It’s one thing to hear about common scams — it’s another to recognize it when it happens to you. To help you spot the warning signs of fraud, we share real-life stories of the types of scams we encounter every day. To protect the identities of those involved, names and details of this story have been changed. As you read the story, try to identify what type of fraud occurred and catch the red flags of the scam.


What happened

When Gina decided to open a new restaurant, she knew she needed to have the right people in place to help her succeed. She talked to everyone she knew in the restaurant business to make sure she wasn’t forgetting anything. By the time she opened the doors to the public, she felt confident in the team she’d built.

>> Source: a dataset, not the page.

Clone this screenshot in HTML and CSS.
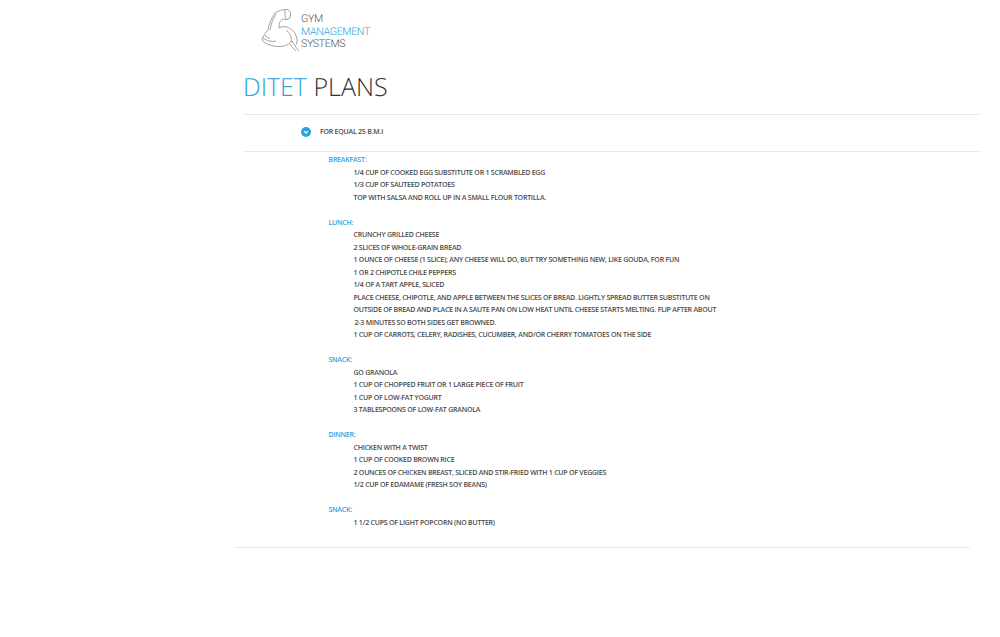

Several years into running the restaurant, Gina decided it was a good time to renovate. She started to sell some of the larger furnishings and equipment that were still in great shape to make room for the new items and help cover some of the cost of the upgrades. One day, her accountant came to her with a cheque they’d received from a restaurant supply company in the amount of $300,000. The accountant wasn’t able to find a matching invoice and wondered if Gina knew what the money was for.

Together they looked through the invoices sent out over the past few months, paying particular attention to those larger ones sent to companies buying her furniture, but they couldn’t find anything matching the amount or the name of the company on the cheque. Gina wanted to deposit the money because it would be a great boost to her business but, feeling a bit suspicious, she decided to bring the cheque to her SCU branch to ask for some advice.


The scam

  1. A random cheque:>A business receives a cheque from a company they may or may not have done business with in the past. The scammer hopes it will go unnoticed and that, despite not having a matching invoice, the company will deposit the cheque to their account.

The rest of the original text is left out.